Morgan pledges to beat machine
SLEAZE-FREE politics and an assembly for the people were pledged by Rhodri Morgan yesterday as he launched his campaign to become the first Welsh "prime minister".
The backbench Labour MP fired the first shots in what could be a bitter and hard-fought battle against Downing Street's preferred choice, Alun Michael, the Secretary of State for Wales.
Mr Morgan, currently clear favourite in the opinion polls, said his leadership bid would be based on breaking down barriers and keeping the assembly free of party machine politics and "jobs for the boys".
Mr Michael has strenuously denied suggestions that he has been "parachuted in" by 10 Downing Street to be successor to Ron Davies, who last month resigned from the Cabinet and the Welsh leadership after the incident on Clapham Common.

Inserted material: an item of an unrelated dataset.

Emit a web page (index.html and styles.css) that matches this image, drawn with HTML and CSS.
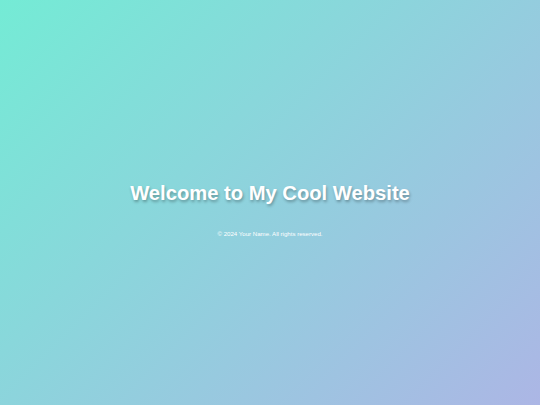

"The assembly belongs to the people, not to the Welsh establishment. Our assembly must be sleaze-free, right from day one," Mr Morgan told a Cardiff news conference.
"May 7 1999 is the day on which Wales stops being administered as a government department and starts being run as a country. That must mean few, if any, quangos; no vested interests and no narrow sectionalism."
Among those publicly backing Mr Morgan was miners' leader Tyrone O'Sullivan, chairman of the workforce who successfully re-opened Tower Colliery after buying it from British Coal. "I believe Rhodri is now the natural leader of Wales. Wales is a radical country and we need radical politics," he said.